What makes disengagement untenable right now, at least for me, is that you arrive at the Biennale and the geopolitical reality is already in the room. The Russian pavilion is there. The Israeli pavilion is there. The context speaks before you do. Pretending otherwise isn’t neutrality; it’s a choice with consequences.

What matters is that the response doesn’t have to come only through the work itself. A pavilion is also a platform, with its own visibility, its public presence, its audience. That creates other possibilities: how you speak about the project, what positions you take outside the exhibition space, what you decline to stay silent about. The art can operate at the level of atmosphere and form while the platform does something more direct. The forms a response can take are much wider than the genre of the “political pavilion” suggests.

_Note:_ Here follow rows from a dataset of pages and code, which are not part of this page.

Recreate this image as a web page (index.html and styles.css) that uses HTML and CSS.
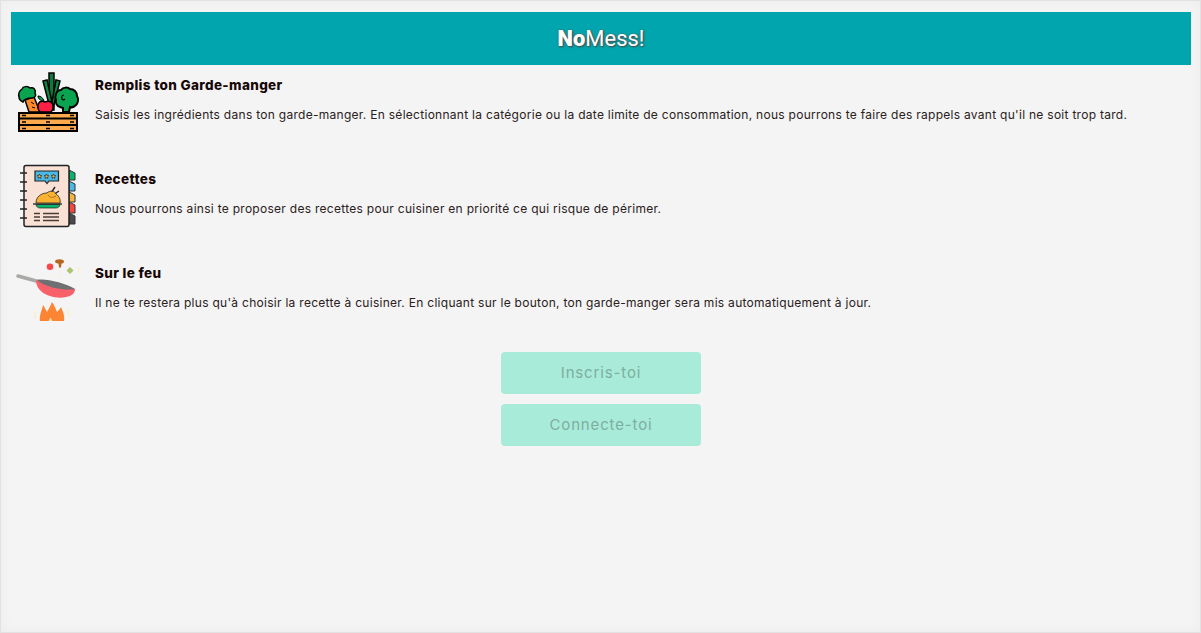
FILE: index.html
```html
<!DOCTYPE html>
<html lang="fr">

<head>
    <meta charset="utf-8">
    <meta name="viewport" content="width=device-width, initial-scale=1.0">

    <title>NoMess!</title>

    <link rel="stylesheet" href="styles.css">

</head>

<body>
    <main class="cadre">
        <header class="entete">
            <h1><b>No</b>Mess!</h1>
        </header>

        <section class="etapes">
            <article class="etape">
                <svg class="icone" viewBox="16 70 64 64">
                    <!-- poireau -->
                    <path d="M49 110V73h5v37z" fill="#0d7a3e" stroke="#000" stroke-width="1.5"/>
                    <path d="M50 108L43 81l4-1 5 22M53 108l7-27-4-1-4 22" fill="#0a8c46" stroke="#000" stroke-width="1.5"/>
                    <!-- carotte -->
                    <path d="M25 100l9-3 6 15H29z" fill="#ff8a2b" stroke="#000" stroke-width="1.5"/>
                    <path d="M19 97c-1-4 0-6 3-8 1-3 6-3 8-1 4-1 6 2 5 5 2 3-1 5-3 5-4 0-8 1-9 4-2-1-4-3-4-5z" fill="#0aa350" stroke="#000" stroke-width="1.500"/>
                    <path d="M31 102l3 2M32 107l3 1" stroke="#000" stroke-width="1" fill="none"/>
                    <!-- pomme -->
                    <path d="M45 102c4-2 8 0 8 4 0 3-1 6-3 6H41c-2 0-3-3-3-6 0-4 3-6 7-4z" fill="#ff1f46" stroke="#000" stroke-width="1.500"/>
                    <path d="M44 101c-1-3-3-5-6-5 0 3 3 5 6 5z" fill="#0aa350" stroke="#000" stroke-width="1"/>
                    <!-- brocoli -->
                    <path d="M63 112v-4l-3-1c-3-1-5-4-4-7-1-2-1-4 0-6 1-3 3-4 5-4 2-3 7-3 9-1 4 0 7 3 7 7 2 3 1 7-1 9-2 2-4 3-6 2l-1 5z" fill="#0aa350" stroke="#000" stroke-width="2"/>
                    <path d="M64 95c-2 0-3 2-2 4 1 1 2 1 3 0" stroke="#000" stroke-width="1.200" fill="none"/>
                    <!-- cagette -->
                    <path d="M19 113h58v18H19z" fill="#ffa94d" stroke="#000" stroke-width="2"/>
                    <path d="M19 118.500h58M19 125h58" stroke="#000" stroke-width="2"/>
                    <path d="M22 115.500h4M46 115.500h4M70 115.500h4M22 122h4M46 122h4M70 122h4M22 128.500h4M46 128.500h4M70 128.500h4" stroke="#000" stroke-width="1.600"/>
                </svg>
                <div class="texte">
                    <h2>Remplis ton Garde-manger</h2>
                    <p>Saisis les ingrédients dans ton garde-manger. En sélectionnant la catégorie ou la date limite de consommation, nous pourrons te faire des rappels avant qu'il ne soit trop tard.</p>
                </div>
            </article>

            <article class="etape">
                <svg class="icone" viewBox="16 164 64 64">
                    <!-- onglets -->
                    <path d="M69 170l6 3v7l-6 0z" fill="#0cb36b" stroke="#333" stroke-width="1"/>
                    <path d="M69 181l6 3v7l-6 0z" fill="#4cb8e6" stroke="#333" stroke-width="1"/>
                    <path d="M69 192l6 3v7l-6 0z" fill="#f5b342" stroke="#333" stroke-width="1"/>
                    <path d="M69 202l6 3v8l-6 0z" fill="#f5483f" stroke="#333" stroke-width="1"/>
                    <path d="M69 213l6 3v8l-6 0z" fill="#4a4a4a" stroke="#333" stroke-width="1"/>
                    <!-- carnet -->
                    <rect x="24" y="165.500" width="45" height="61" rx="2" fill="#f9e1d6" stroke="#222" stroke-width="1.500"/>
                    <path d="M20 173h7M20 182h7M20 191h7M20 200h7M20 209h7M20 218h7" stroke="#222" stroke-width="1.300"/>
                    <!-- bulle -->
                    <path d="M35 171h23.500v10h-9.500l-2 2.500-2-2.500H35z" fill="#4cb8e6" stroke="#222" stroke-width="1.200"/>
                    <path d="M39.500 174l.7 1.500 1.600.2-1.200 1.100.3 1.600-1.400-.8-1.400.8.300-1.600-1.200-1.100 1.600-.2zM46.500 174l.7 1.500 1.600.2-1.200 1.100.3 1.600-1.400-.8-1.400.8.300-1.600-1.200-1.100 1.600-.2zM53.500 174l.7 1.500 1.600.2-1.200 1.100.3 1.600-1.400-.8-1.400.8.300-1.600-1.200-1.100 1.600-.2z" fill="#f5b342" stroke="#222" stroke-width=".7"/>
                    <!-- poulet -->
                    <path d="M51 193l4-6M53 195l6-4" stroke="#222" stroke-width="1.400" fill="none"/>
                    <path d="M36 203c0-6 5-10 11-10 3-3 8-2 9 1 3 2 5 6 4 9z" fill="#f9b233" stroke="#222" stroke-width=".8"/>
                    <path d="M48 195c2 3 5 3 8 1" stroke="#a8701a" stroke-width="1" fill="none"/>
                    <path d="M36 204.500h24c0 2-2 3.500-4 3.500H40c-2 0-4-1.500-4-3.500z" fill="#0cb36b" stroke="#222" stroke-width=".7"/>
                    <path d="M33 204h29" stroke="#222" stroke-width="1.300"/>
                    <!-- lignes -->
                    <path d="M34 213.500h6M34 217h6M34 220.500h6M43 213.500h16M43 217h16M43 220.500h16" stroke="#4a3d38" stroke-width="1.300"/>
                </svg>
                <div class="texte">
                    <h2>Recettes</h2>
                    <p>Nous pourrons ainsi te proposer des recettes pour cuisiner en priorité ce qui risque de périmer.</p>
                </div>
            </article>

            <article class="etape">
                <svg class="icone" viewBox="16 258 64 64">
                    <!-- ingredients -->
                    <circle cx="50" cy="266.700" r="3.300" fill="#f9484a"/>
                    <path d="M55 261.500c0-3 9-3 9 0 0 1.500-1.500 2-2.500 2l-.5 4h-2l-.5-4c-1 0-3.500-.5-3.500-2z" fill="#b5651d"/>
                    <path d="M70 267l3.500 3.500-3.500 3.500-3.500-3.500z" fill="#a9c46c"/>
                    <path d="M60 271v1.500M60 275v2.500M50 273.500v1.500M78 267c1 1 1 4 0 6" stroke="#fbeec9" stroke-width="1.500" fill="none"/>
                    <!-- poele -->
                    <path d="M18 276l20 5.500" stroke="#aaa9a7" stroke-width="3.500" stroke-linecap="round"/>
                    <path d="M36 280l39 9c0 4-3 7-9 8-8 2-19-1-24-5-4-3-6-7-6-12z" fill="#f8606a"/>
                    <path d="M37 280c8-2 28 3 38 9-7 2-30-1-38-9z" fill="#6f7072"/>
                    <!-- feu -->
                    <path d="M40 321c-1-5 2-11 3-16 2 3 3 5 4 7 2-4 4-7 5-10 3 4 4 8 5 10 1-1 3-3 4-5 2 5 4 9 3 14z" fill="#fb8532"/>
                    <path d="M48.500 321l2-3.500 2 3.500z" fill="#fbd7b0"/>
                    <path d="M41 302v1M35 311c-1 3 0 6 1 8M67 310c2 2 2 4 2 7M67 320v1" stroke="#fbeec9" stroke-width="1.500" fill="none"/>
                </svg>
                <div class="texte">
                    <h2>Sur le feu</h2>
                    <p>Il ne te restera plus qu'à choisir la recette à cuisiner. En cliquant sur le bouton, ton garde-manger sera mis automatiquement à jour.</p>
                </div>
            </article>
        </section>

        <div class="boutons">
            <button class="bouton">Inscris-toi</button>
            <button class="bouton">Connecte-toi</button>
        </div>
    </main>
</body>

</html>
```

FILE: styles.css
```css
* {
    box-sizing: border-box;
}

html,
body {
    height: 100%;
    margin: 0;
}

body {
    background: #f4f4f4;
    font-family: "Inter", "Liberation Sans", sans-serif;
    color: #170808;
}

.cadre {
    height: 100%;
    padding: 10px 9px 0 10px;
    border: 1px solid #e2e2e2;
    box-shadow: inset 0 0 12px #ececec;
}

.entete {
    height: 53px;
    margin-top: 1px;
    display: flex;
    align-items: center;
    justify-content: center;
    background: #00a5ad;
}

.entete h1 {
    margin: 0;
    font-family: "Roboto", sans-serif;
    font-size: 22px;
    font-weight: 400;
    color: #fff;
    text-shadow: 1px 1px 2px #444, 0 0 2px #666;
}

.entete b {
    font-weight: 900;
}

.etapes {
    margin-top: 5px;
    padding-left: 5px;
}

.etape {
    display: flex;
    gap: 15px;
    height: 94px;
}

.icone {
    flex: none;
    width: 64px;
    height: 64px;
}

.texte h2 {
    margin: 7px 0 0;
    font-size: 13.500px;
    line-height: 16px;
    font-weight: 800;
    letter-spacing: .35px;
}

.texte p {
    margin: 14px 0 0;
    font-size: 12px;
    line-height: 16px;
    letter-spacing: .28px;
    color: #2a2020;
}

.boutons {
    display: flex;
    flex-direction: column;
    align-items: center;
    gap: 10px;
}

.bouton {
    width: 200px;
    height: 42px;
    padding: 0 0 2px;
    border: 0;
    border-radius: 4px;
    background: #a8ebd9;
    color: #7fae9f;
    font-family: "Inter", sans-serif;
    font-size: 15px;
    letter-spacing: .85px;
}
```
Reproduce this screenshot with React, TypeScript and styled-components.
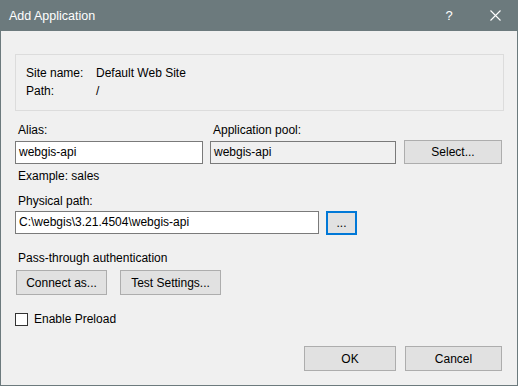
import React from "react";
import styled, { createGlobalStyle } from "styled-components";

const Global = createGlobalStyle`
  html, body { margin: 0; padding: 0; background: #f0f0f0; }
  body { font-family: "Segoe UI", "Liberation Sans", Arial, sans-serif; font-size: 12px; color: #000; }
  * { box-sizing: border-box; }
`;

const Window = styled.div`
  width: 518px;
  height: 386px;
  display: flex;
  flex-direction: column;
  background: #f0f0f0;
  border: 1px solid #6c7a7d;
  border-top: none;
`;

const TitleBar = styled.div`
  height: 31px;
  margin: 0 -1px;
  background: #6c7a7d;
  color: #ffffff;
  display: flex;
  align-items: center;
  padding-left: 9px;
  font-size: 12.5px;
`;

const Title = styled.div`
  flex: 1;
`;

const TitleButton = styled.div<{ $w: number }>`
  width: ${(p) => p.$w}px;
  height: 31px;
  display: flex;
  align-items: center;
  justify-content: center;
  color: #ffffff;
  font-size: 13px;
`;

const Body = styled.div`
  display: flex;
  flex-direction: column;
  padding: 0 14px 14px 14px;
  flex: 1;
`;

const GroupBox = styled.div`
  margin-top: 23px;
  width: 489px;
  height: 57px;
  border: 1px solid #dcdcdc;
  padding: 9px 0 0 10px;
  display: grid;
  grid-template-columns: 70px 1fr;
  grid-auto-rows: 18px;
  align-items: center;
`;

const Text = styled.div<{ $pl?: number }>`
  line-height: 18px;
  height: 18px;
  padding-left: ${(p) => p.$pl ?? 0}px;
  white-space: nowrap;
`;

const Row = styled.div<{ $mt?: number; $ml?: number; $gap?: number; $align?: string }>`
  display: flex;
  align-items: ${(p) => p.$align ?? "flex-start"};
  gap: ${(p) => p.$gap ?? 8}px;
  margin-top: ${(p) => p.$mt ?? 0}px;
  margin-left: ${(p) => p.$ml ?? 0}px;
`;

const Col = styled.div<{ $w: number; $ml?: number }>`
  width: ${(p) => p.$w}px;
  margin-left: ${(p) => p.$ml ?? 0}px;
  display: flex;
  flex-direction: column;
`;

const Input = styled.div<{ $w?: number; $readOnly?: boolean }>`
  width: ${(p) => (p.$w ? `${p.$w}px` : "100%")};
  height: 23px;
  border: 1px solid #7a7a7a;
  background: ${(p) => (p.$readOnly ? "#f0f0f0" : "#ffffff")};
  padding-left: 3px;
  line-height: 21px;
  white-space: nowrap;
  overflow: hidden;
`;

const Button = styled.div<{ $w: number; $h?: number; $focused?: boolean }>`
  width: ${(p) => p.$w}px;
  height: ${(p) => p.$h ?? 25}px;
  border: ${(p) => (p.$focused ? "2px solid #0078d7" : "1px solid #adadad")};
  background: #e1e1e1;
  display: flex;
  align-items: center;
  justify-content: center;
  white-space: nowrap;
`;

const CheckRow = styled.div`
  display: flex;
  align-items: center;
  gap: 6px;
  margin-top: 15px;
  height: 18px;
`;

const CheckBox = styled.div`
  width: 13px;
  height: 13px;
  border: 1px solid #333333;
  background: #ffffff;
`;

const Footer = styled.div`
  margin-top: auto;
  display: flex;
  justify-content: flex-end;
  gap: 9px;
  padding-right: 1px;
`;

export default function App() {
  return (
    <>
      <Global />
      <Window>
        <TitleBar>
          <Title>Add Application</Title>
          <TitleButton $w={46}>?</TitleButton>
          <TitleButton $w={46}>
            <svg width="11" height="11" viewBox="0 0 11 11">
              <path d="M0.5 0.5 L10.5 10.5 M10.5 0.5 L0.5 10.5" stroke="#ffffff" strokeWidth="1.1" />
            </svg>
          </TitleButton>
        </TitleBar>
        <Body>
          <GroupBox>
            <Text>Site name:</Text>
            <Text>Default Web Site</Text>
            <Text>Path:</Text>
            <Text>/</Text>
          </GroupBox>

          <Row $mt={10} $gap={0} $align="flex-end">
            <Col $w={188}>
              <Text $pl={3}>Alias:</Text>
              <Row $mt={2}>
                <Input>webgis-api</Input>
              </Row>
            </Col>
            <Col $w={186} $ml={7}>
              <Text $pl={3}>Application pool:</Text>
              <Row $mt={2}>
                <Input $readOnly>webgis-api</Input>
              </Row>
            </Col>
            <Col $w={98} $ml={8}>
              <Button $w={98} $h={24}>Select...</Button>
            </Col>
          </Row>

          <Row $mt={3}>
            <Text $pl={3}>Example: sales</Text>
          </Row>
          <Row $mt={7}>
            <Text $pl={3}>Physical path:</Text>
          </Row>
          <Row $mt={1} $gap={7}>
            <Input $w={304}>C:\webgis\3.21.4504\webgis-api</Input>
            <Button $w={31} $h={24} $focused>...</Button>
          </Row>

          <Row $mt={14}>
            <Text $pl={3}>Pass-through authentication</Text>
          </Row>
          <Row $mt={3} $ml={1} $gap={13}>
            <Button $w={91}>Connect as...</Button>
            <Button $w={101}>Test Settings...</Button>
          </Row>

          <CheckRow>
            <CheckBox />
            <Text>Enable Preload</Text>
          </CheckRow>

          <Footer>
            <Button $w={92}>OK</Button>
            <Button $w={97}>Cancel</Button>
          </Footer>
        </Body>
      </Window>
    </>
  );
}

What is currently influencing your thinking outside the art world—and why does it matter to your work?

Rap is one of the forms that has shaped me most, going back to childhood. Hip-hop culture broadly – graffiti, fashion, photography, has a kind of integrative energy that I find genuinely inspiring. It’s a culture that never separated aesthetics from politics, or craft from community.

Video games are the other thing. They’ve become an integral part of contemporary culture in ways the art world is still catching up to. I think about them the way people once thought about film, as a revolutionary form that opened up entirely new ways of experiencing and processing the world. There’s a lot to draw from there for me.

And then sports, football, Thai box, and especially running. This one is harder to explain, but it matters in a very practical way. It isn’t just about maintaining the capacity to work, though it does that too. It’s that movement generates a different kind of thinking. Ideas come differently when your body is occupied. There’s a quality of attention you reach through physical exhaustion that you can’t get sitting at a desk, as if something loosens, and things connect in ways they otherwise wouldn’t.